The next day arrived and we woke up before 8. A phone call to a mini cab company told us that the trip to the medical centre would take a half hour. This shocked us, but the minicab ride was cheap and the driver's voice very thick - an accent Jamie couldn't handle. She was amused that I was able to comprehend the driver and have a lengthy conversation.
The medical occured in a simple building full of friendly staff and American women fussing over the Scottish men, ensuring they didn't mess things up. It reminded me of how active Jamie has been on the visa side of things, while I have been the person who racks up as much money as I can for the trip. The medical went well - especially due to a phone call inbetween the medical.
"Hi, it's Cliff. We just got a letter through from the American Embassy. Give us a call back and we'll open it if you want."

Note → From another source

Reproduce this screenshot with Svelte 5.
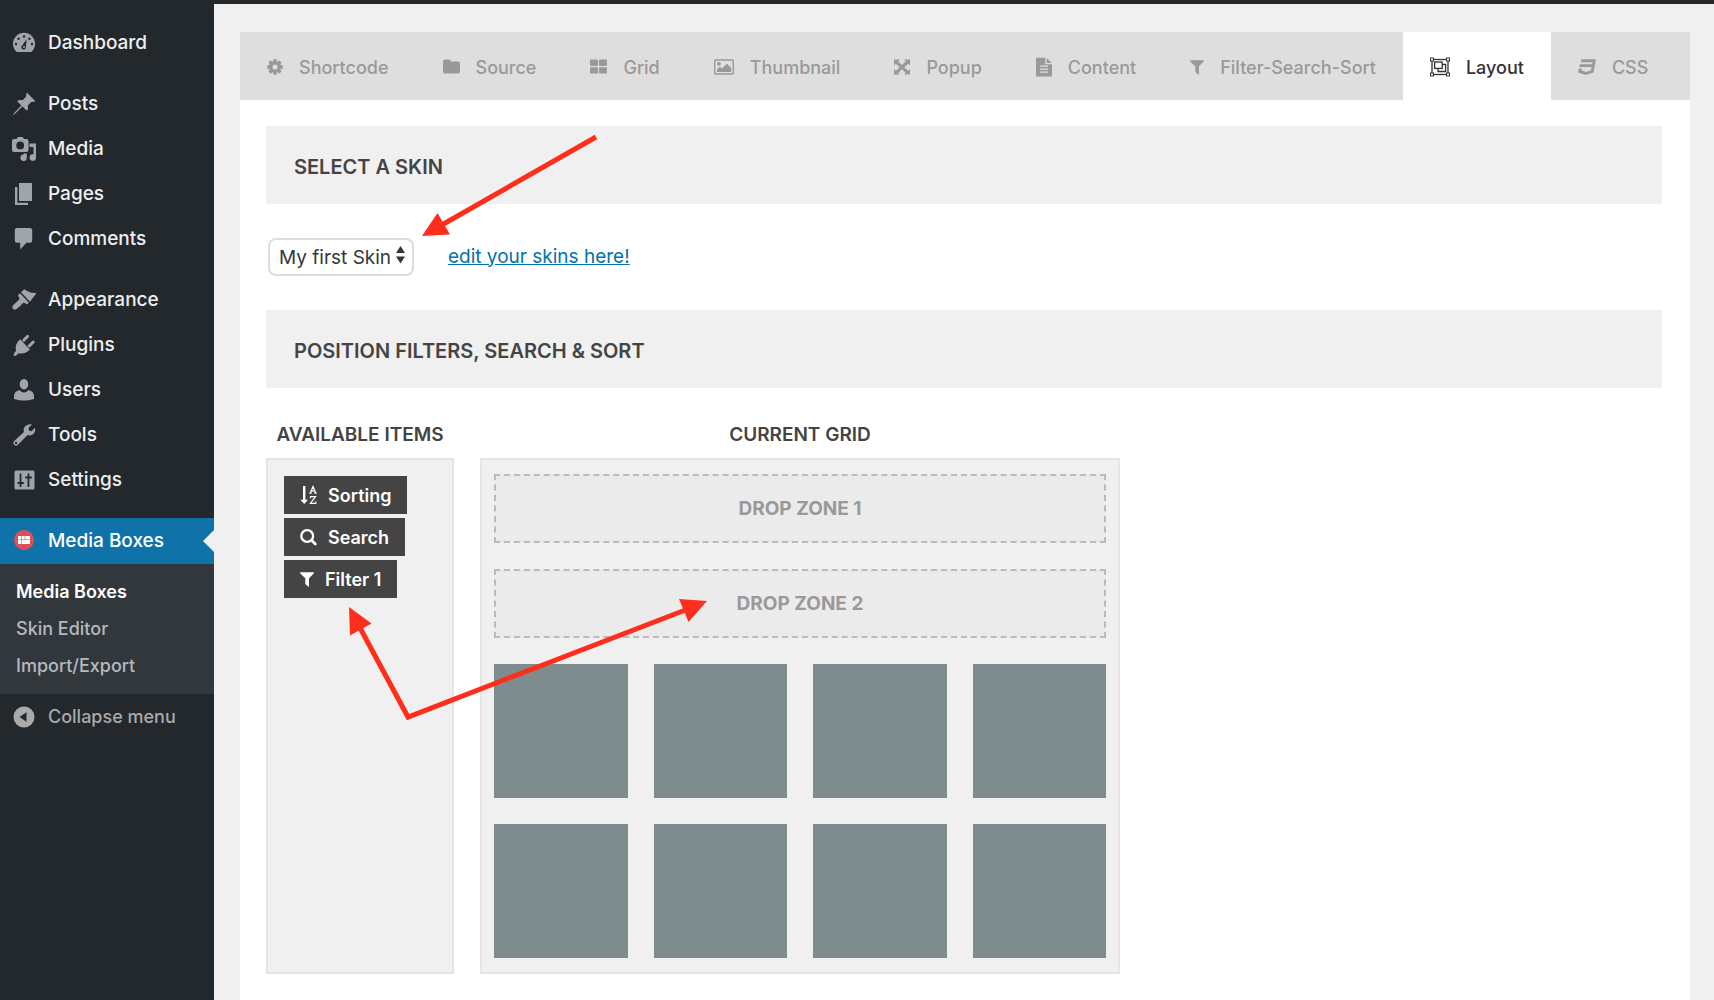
<script>
  const menuGroups = [
    [{ icon: 'dashboard', label: 'Dashboard' }],
    [
      { icon: 'pin', label: 'Posts' },
      { icon: 'media', label: 'Media' },
      { icon: 'pages', label: 'Pages' },
      { icon: 'comment', label: 'Comments' },
    ],
    [
      { icon: 'brush', label: 'Appearance' },
      { icon: 'plug', label: 'Plugins' },
      { icon: 'user', label: 'Users' },
      { icon: 'wrench', label: 'Tools' },
      { icon: 'sliders', label: 'Settings' },
    ],
  ];

  const submenu = ['Media Boxes', 'Skin Editor', 'Import/Export'];

  const tabs = [
    { icon: 'gear', label: 'Shortcode', w: 16 },
    { icon: 'folder', label: 'Source', w: 17 },
    { icon: 'grid', label: 'Grid', w: 17 },
    { icon: 'image', label: 'Thumbnail', w: 20 },
    { icon: 'expand', label: 'Popup', w: 16 },
    { icon: 'file', label: 'Content', w: 16 },
    { icon: 'funnel', label: 'Filter-Search-Sort', w: 14 },
    { icon: 'group', label: 'Layout', w: 20 },
    { icon: 'css', label: 'CSS', w: 18 },
  ];

  const items = [
    { icon: 'sort', label: 'Sorting', w: 17 },
    { icon: 'search', label: 'Search', w: 17 },
    { icon: 'funnel', label: 'Filter 1', w: 14 },
  ];

  const dropZones = ['Drop Zone 1', 'Drop Zone 2'];
  const cells = Array.from({ length: 8 }, (_, i) => i);

  let activeTab = $state('Layout');
  let skin = $state('My first Skin');
</script>

{#snippet menuIcon(name)}
  <svg class="menu-icon" viewBox="0 0 24 24" aria-hidden="true">
    {#if name === 'dashboard'}
      <path fill="currentColor" d="M4.200 21.500A11 11 0 1 1 19.800 21.500Q19.300 22 18.500 22H5.500Q4.700 22 4.200 21.500Z" transform="translate(0 -1)" />
      <g fill="#23282d">
        <circle cx="12" cy="5.500" r="1.200" /><circle cx="6.600" cy="7.800" r="1.200" /><circle cx="17.400" cy="7.800" r="1.200" />
        <circle cx="4" cy="13" r="1.200" /><circle cx="20" cy="13" r="1.200" />
        <path d="M14.600 8.200L13.900 15.800A2.300 2.300 0 1 1 10.400 14.300Z" />
      </g>
      <circle cx="12" cy="16" r="1" fill="currentColor" />
    {:else if name === 'pin'}
      <path fill="currentColor" d="M14.800 0.500L23.500 9.200L21.800 9.800Q19.800 9.400 19 10.200L15.800 13.400Q16.700 17 14.800 18.800L10.500 14.600L3 21.800L0.800 23.200L2.200 21L9.400 13.500L5.100 9.200Q7 7.300 10.600 8.200L13.800 5Q14.600 4.200 14.200 2.200Z" />
    {:else if name === 'media'}
      <path fill="currentColor" fill-rule="evenodd" d="M4.500 2L6 0H10.500L12 2H14.500Q16.500 2 16.500 4V13Q16.500 15 14.500 15H2Q0 15 0 13V4Q0 2 2 2ZM8.200 4.500A3.900 3.900 0 1 0 8.200 12.300A3.900 3.900 0 1 0 8.200 4.500Z" />
      <path fill="currentColor" d="M17.500 6.500H24V20.500A3.200 3.200 0 1 1 21.500 17.500V10H17.500ZM14.800 16.500V21A3.200 3.200 0 1 1 11.800 17.500V16.500Z" />
    {:else if name === 'pages'}
      <path fill="currentColor" d="M7 1H20V19H7ZM3 5H5.400V20.800H16V23H3Z" />
    {:else if name === 'comment'}
      <path fill="currentColor" d="M5 1H18Q20.200 1 20.200 3.200V13.500Q20.200 15.700 18 15.700H14.500L8.200 22.500V15.700H5Q2.800 15.700 2.800 13.500V3.200Q2.800 1 5 1Z" />
    {:else if name === 'brush'}
      <path fill="currentColor" d="M9 4.200L12.200 1.200Q15 3 18.500 4.500Q22 5.200 24.800 4.600L18 13.800ZM8 5.300L17 14.800L14.500 16.500Q12.300 13.800 10.500 15.500Q9 17.500 5.200 20.500Q2.500 22.600 0.800 20.800Q-0.600 19 1.800 16.500Q5 13.500 6.800 12Q8.500 10.500 5.800 7.500Z" />
    {:else if name === 'plug'}
      <path fill="currentColor" d="M8.200 6.200L17.800 16.500Q13.500 21.500 6.500 20.200L4.200 22.600Q2.800 23.500 1.900 22.600Q1 21.500 2.200 20L4 18Q2.500 11 8.200 6.200Z" />
      <path stroke="currentColor" stroke-width="3" stroke-linecap="round" d="M11.800 7.200L15.500 3.400M17.200 13L21.200 9" />
    {:else if name === 'user'}
      <path fill="currentColor" d="M12 1A4.300 5.200 0 1 1 11.900 1ZM7.500 12Q9.500 14.500 12 14.500Q14.500 14.500 16.500 12Q22 13.500 22 18V21Q17 22.600 12 22.600Q7 22.600 2 21V18Q2 13.500 7.500 12Z" />
    {:else if name === 'wrench'}
      <path fill="currentColor" fill-rule="evenodd" d="M20 1.500L16.500 5L17 7.500L19.500 8.200L23 4.800Q23.800 8.500 21.500 10.800Q19 13.200 15.600 12L6 21.800Q4 23.500 2.200 21.800Q0.300 19.800 2.200 18L12 9Q10.800 5.500 13.500 2.900Q16.300 0.400 20 1.500ZM4 18.800A1.200 1.200 0 1 0 4.100 21.200A1.200 1.200 0 1 0 4 18.800Z" />
    {:else if name === 'sliders'}
      <rect x="2.500" y="2.500" width="20" height="19" rx="1.500" fill="currentColor" />
      <path stroke="#23282d" stroke-width="1.800" d="M8.500 5.500V19M5.500 15H11.800M16.500 5.500V19M13.300 9.500H19.800" />
    {:else if name === 'boxes'}
      <circle cx="12" cy="12" r="10" fill="#e14d56" />
      <path fill="#fff" d="M6 8H9V11.500H6ZM9.600 8H12.800V11.500H9.600ZM13.400 8H18V11.500H13.400ZM6 12.100H9V16H6ZM9.600 12.100H18V16H9.600Z" />
    {:else if name === 'collapse'}
      <circle cx="12" cy="12" r="10.500" fill="currentColor" />
      <path fill="#23282d" d="M14.500 7.200V16.800L7.500 12Z" />
    {/if}
  </svg>
{/snippet}

{#snippet icon(name, w)}
  <svg class="icon" width={w} height="20" viewBox="0 0 {w} 20" aria-hidden="true">
    {#if name === 'gear'}
      <circle cx="8" cy="10" r="4.300" fill="none" stroke="currentColor" stroke-width="3.600" />
      <path stroke="currentColor" stroke-width="3.400" d="M8 2.200V5M8 15V17.800M0.200 10H3M13 10H15.800M2.500 4.500L4.400 6.400M11.600 13.600L13.500 15.500M13.500 4.500L11.600 6.400M4.400 13.600L2.500 15.500" />
    {:else if name === 'folder'}
      <path fill="currentColor" d="M2 2.500H6Q7.800 2.500 7.800 4.500H15Q17 4.500 17 6.500V14.500Q17 16.500 15 16.500H2Q0 16.500 0 14.500V4.500Q0 2.500 2 2.500Z" />
    {:else if name === 'grid'}
      <g fill="currentColor">
        <rect y="2.500" width="8" height="6.400" rx="1.200" /><rect x="9" y="2.500" width="8" height="6.400" rx="1.200" />
        <rect y="10.200" width="8" height="6.400" rx="1.200" /><rect x="9" y="10.200" width="8" height="6.400" rx="1.200" />
      </g>
    {:else if name === 'image'}
      <rect x="0.700" y="3" width="18.600" height="14" rx="1" fill="none" stroke="currentColor" stroke-width="1.400" />
      <circle cx="5" cy="6.800" r="1.900" fill="currentColor" />
      <path fill="currentColor" d="M3 15V12.500L6 9.800L7.700 11.500L13 6.800L17.200 11V15Z" />
    {:else if name === 'expand'}
      <path fill="currentColor" d="M0 2.500H6L4.200 4.300L8 8.100L11.800 4.300L10 2.500H16V8.500L14.200 6.700L10.400 10.200L14.200 13.800L16 12V17.500H10L11.800 15.900L8 12.200L4.200 15.900L6 17.500H0V12L1.800 13.800L5.600 10.200L1.800 6.700L0 8.500Z" />
    {:else if name === 'file'}
      <path fill="currentColor" fill-rule="evenodd" d="M1 0.800H9.300V7.200H16V18.500Q16 19.500 15 19.500H1Q0 19.500 0 18.500V1.800Q0 0.800 1 0.800ZM10.600 1L15.600 6H10.600ZM4 8.500V9.700H12V8.500ZM4 11.500V12.700H12V11.500ZM4 14.500V15.700H12V14.500Z" />
    {:else if name === 'funnel'}
      <path fill="currentColor" d="M0.500 3.300H13.500Q14.300 3.600 13.700 4.500L9 9.300V17Q8.800 18 8 17.500L5.300 15V9.300L0.300 4.500Q-0.200 3.600 0.500 3.300Z" />
    {:else if name === 'group'}
      <g fill="none" stroke="currentColor" stroke-width="1.300">
        <rect x="2" y="2.500" width="16" height="15" />
        <rect x="4.600" y="5" width="7.600" height="6.400" />
        <path d="M12.200 7.500H15.600V14.500H8V11.500" />
      </g>
      <g fill="#fff" stroke="currentColor">
        <rect x="0.500" y="1" width="3" height="3" /><rect x="16.500" y="1" width="3" height="3" />
        <rect x="0.500" y="16" width="3" height="3" /><rect x="16.500" y="16" width="3" height="3" />
      </g>
    {:else if name === 'css'}
      <path fill="currentColor" d="M3.400 2.200H18L15.500 15.400L7.600 18L0 15.400L0.700 11.600H3.900L3.600 13.300L8.100 15L12.900 13.300L13.600 10.100H1.200L1.800 7.300H14.100L14.500 5.200H2.800Z" />
    {:else if name === 'sort'}
      <path fill="currentColor" d="M3 1H5.400V14.800H8L4.200 19L0.400 14.800H3Z" />
      <path fill="none" stroke="currentColor" stroke-width="1.200" d="M10.300 8L13 1.500L15.700 8M11.300 5.800H14.700M9.300 8.200H11.700M14.300 8.200H16.700M10.500 13.200V11.600H15.500L10.400 18.400H15.800V16.600" />
    {:else if name === 'search'}
      <circle cx="7.200" cy="9" r="5.900" fill="none" stroke="currentColor" stroke-width="2.300" />
      <path stroke="currentColor" stroke-width="2.800" stroke-linecap="round" d="M11.800 13.600L15.300 17.100" />
    {/if}
  </svg>
{/snippet}

<div class="topbar"></div>
<div class="page">
  <nav class="sidebar" aria-label="Main menu">
    {#each menuGroups as group}
      <ul class="menu">
        {#each group as entry}
          <li><a class="menu-link" href="#{entry.icon}">{@render menuIcon(entry.icon)}{entry.label}</a></li>
        {/each}
      </ul>
    {/each}
    <a class="menu-link current" href="#boxes">{@render menuIcon('boxes')}Media Boxes</a>
    <ul class="submenu">
      {#each submenu as label, i}
        <li><a class:selected={i === 0} href="#sub-{i}">{label}</a></li>
      {/each}
    </ul>
    <button class="menu-link collapse" type="button">{@render menuIcon('collapse')}Collapse menu</button>
  </nav>

  <main class="content">
    <div class="panel">
      <div class="tabs" role="tablist">
        {#each tabs as tab}
          <button
            class="tab"
            class:active={activeTab === tab.label}
            type="button"
            role="tab"
            aria-selected={activeTab === tab.label}
            onclick={() => (activeTab = tab.label)}
          >{@render icon(tab.icon, tab.w)}{tab.label}</button>
        {/each}
      </div>

      <div class="body">
        <h2 class="section-title">SELECT A SKIN</h2>
        <div class="skin-row">
          <div class="select-wrap">
            <select aria-label="Skin" bind:value={skin}>
              <option>My first Skin</option>
            </select>
            <svg class="updown" viewBox="0 0 9 18" aria-hidden="true"><path fill="#32373c" d="M4.500 0L9 7H0ZM0 10.500H9L4.500 17.500Z" /></svg>
          </div>
          <a class="edit-link" href="#skins">edit your skins here!</a>
        </div>

        <h2 class="section-title">POSITION FILTERS, SEARCH &amp; SORT</h2>
        <div class="columns">
          <section class="available">
            <h3>AVAILABLE ITEMS</h3>
            <div class="box item-list">
              {#each items as item}
                <button class="item" type="button">{@render icon(item.icon, item.w)}{item.label}</button>
              {/each}
            </div>
          </section>
          <section class="current-grid">
            <h3>CURRENT GRID</h3>
            <div class="box layout-box">
              {#each dropZones as zone}
                <div class="zone">{zone}</div>
              {/each}
              <div class="cells">
                {#each cells as cell (cell)}
                  <div class="cell"></div>
                {/each}
              </div>
            </div>
          </section>
        </div>
      </div>
    </div>
  </main>

  <svg class="arrows" width="720" height="730" viewBox="0 0 720 730" aria-hidden="true">
    <g fill="none" stroke="#ff2d1c" stroke-width="5">
      <path d="M596 137L440 226" />
      <path d="M359 626L408 717L688 609" />
    </g>
    <path fill="#ff2d1c" d="M422 236L437.500 213L450 234.500ZM349 607L371.500 623.500L350 635.500ZM707 601L679 599L688.500 622Z" />
  </svg>
</div>

<style>
  :global(body) {
    background: #f0f0f0;
    font-family: Inter, 'Liberation Sans', sans-serif;
    font-size: 18px;
    color: #444;
  }

  * {
    box-sizing: border-box;
  }

  ul {
    list-style: none;
    margin: 0;
    padding: 0;
  }

  button {
    border: 0;
    font: inherit;
    cursor: pointer;
  }

  a {
    text-decoration: none;
  }

  .topbar {
    height: 4px;
    background: #23282d;
  }

  .page {
    display: flex;
    min-height: calc(100vh - 4px);
  }

  .sidebar {
    flex: 0 0 214px;
    padding-top: 16px;
    background: #23282d;
  }

  .menu {
    margin-bottom: 16px;
  }

  .menu-link {
    display: flex;
    align-items: center;
    gap: 12px;
    width: 100%;
    height: 45px;
    padding: 0 12px;
    color: #eee;
    font-size: 19px;
    font-weight: 500;
  }

  .menu-icon {
    flex: none;
    width: 24px;
    height: 24px;
    color: #a0a5aa;
  }

  .menu-link.current {
    position: relative;
    height: 46px;
    padding-bottom: 2px;
    background: #0f73aa;
    color: #fff;
  }

  .current::after {
    content: '';
    position: absolute;
    top: 12px;
    right: 0;
    border: 11px solid transparent;
    border-left-width: 0;
    border-right-color: #f0f0f0;
  }

  .submenu {
    padding: 9px 0 10px;
    background: #32373c;
  }

  .submenu a {
    display: block;
    padding: 0 16px;
    color: #b4b9be;
    font-weight: 500;
    line-height: 37px;
  }

  .submenu a.selected {
    color: #fff;
    font-weight: 600;
  }

  .menu-link.collapse {
    background: none;
    color: #aaa;
    font-size: 18px;
  }

  .collapse .menu-icon {
    color: #aaa;
  }

  .content {
    flex: 1;
    min-width: 0;
    padding: 28px 24px 0 26px;
  }

  .panel {
    min-height: 100%;
    background: #fff;
  }

  .tabs {
    display: flex;
    background: #dedede;
  }

  .tab {
    display: flex;
    align-items: center;
    gap: 16px;
    height: 68px;
    padding: 2px 27px 0;
    background: none;
    color: #999;
    font-weight: 500;
    white-space: nowrap;
  }

  .tab.active {
    background: #fff;
    color: #333;
  }

  .icon {
    flex: none;
  }

  .body {
    padding: 26px 28px 26px 26px;
  }

  .section-title {
    margin: 0;
    padding: 28px 28px 24px;
    background: #f0f0f0;
    color: #444;
    font-size: 20px;
    font-weight: 600;
    line-height: 26px;
  }

  .skin-row {
    display: flex;
    align-items: center;
    gap: 34px;
    padding: 34px 2px;
  }

  .select-wrap {
    position: relative;
    width: 146px;
  }

  select {
    display: block;
    appearance: none;
    width: 100%;
    height: 38px;
    padding: 0 16px 0 9px;
    border: 2px solid #ddd;
    border-radius: 8px;
    background: #fff;
    color: #32373c;
    font: inherit;
    font-size: 19px;
  }

  .updown {
    position: absolute;
    top: 8px;
    right: 9px;
    width: 9px;
    height: 18px;
    pointer-events: none;
  }

  .edit-link {
    padding-bottom: 2px;
    color: #0073aa;
    font-size: 19px;
    text-decoration: underline;
  }

  .columns {
    display: flex;
    gap: 26px;
    padding-top: 32px;
  }

  .available {
    display: flex;
    flex-direction: column;
    flex: 0 0 188px;
  }

  .current-grid {
    flex: 0 1 640px;
  }

  h3 {
    margin: 0;
    padding: 1px 0 9px;
    color: #444;
    font-size: 19px;
    font-weight: 600;
    line-height: 28px;
    text-align: center;
  }

  .box {
    border: 2px solid #e5e5e5;
    background: #f0f0f0;
  }

  .item-list {
    display: flex;
    flex: 1;
    flex-direction: column;
    align-items: flex-start;
    gap: 4px;
    padding: 16px;
  }

  .item {
    display: flex;
    align-items: center;
    gap: 11px;
    height: 38px;
    padding: 0 16px;
    background: #444;
    color: #fff;
    font-weight: 600;
  }

  .layout-box {
    display: flex;
    flex-direction: column;
    gap: 26px;
    padding: 14px 12px;
  }

  .zone {
    display: flex;
    align-items: center;
    justify-content: center;
    height: 69px;
    border: 2px dashed #bbb;
    background: #ebebeb;
    color: #999;
    font-size: 19px;
    font-weight: 700;
    text-transform: uppercase;
  }

  .cells {
    display: grid;
    grid-template-columns: repeat(4, 1fr);
    gap: 26px;
  }

  .cell {
    height: 134px;
    background: #7f8c8d;
  }

  .arrows {
    position: absolute;
    top: 0;
    left: 0;
    pointer-events: none;
  }
</style>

As quickly as possible, I called back. My phone then went dead and panicked me, which panicked Jamie - she could see me frustrated at the phone. Family called me back and opened the envelope - and I found out we had an interview date of the 8th August, 2005.
Our target is to leave Britain before Jamie's visa ran out on the 30th August. With this news, we are one interview away from making it.
Such was Jamie's excitement at the news, that she was unable to remain calm while trying to pour herself a cup of tea. Her hand trembled like nothing you've ever seen.
We got back into Edinburgh, heard of the London bombing news, and came back to Katie's place to hear George Bush needs stabilisers. Katie, Jamie and I then went up Arthur's Seat, a hill 250 metres above sea level. There was an incredible view from the top of this hill, and all three of us found that we could be healthier.
After practically falling back down the hill, Jamie and I then went into the city centre to meet up with Holly and discussed types of soaps and where pipers might be found and how impressive the cityscape was - Edinburgh was a beautiful city for views, which Jamie will hopefully show off on her photography journal in the near future.
We went into Camera Obscura - a museum devoted to optical illusions. We found some beautiful works involving holograms and Escher-esque pictures inside, and noted from one exhibition that if Jamie and I were to have a child, it would look like Bill Bailey. We also found that a hand and Holly would produce a very worrying anime-styled happy hand for offspring.
With that, we left Holly and dashed onto our coach - Edinburgh to Glasgow. We then dashed onto our next coach - Glasgow to London. We were finally back home, with the incredible driving of 'Magic Joe', the 'best bus driver in the world' getting us back home quickly and smoothly. He was a lovely person. The skeletal underground service was fine to get us home, where we have since collapsed and been in a good mood all day.
So. That's about it. This post went on a bit, I guess. But for two days' worth of travelling, we crammed a lot of stuff in. More than I thought was possible to shove into two days, to be honest. I'm definitely going to remember this trip to Edinburgh as a wonderful time. I hoped I would enjoy the city and the people and the architecture - but finding out you'll be leaving the country with the person you love without a panic is good enough news to stick in your mind for quite a while.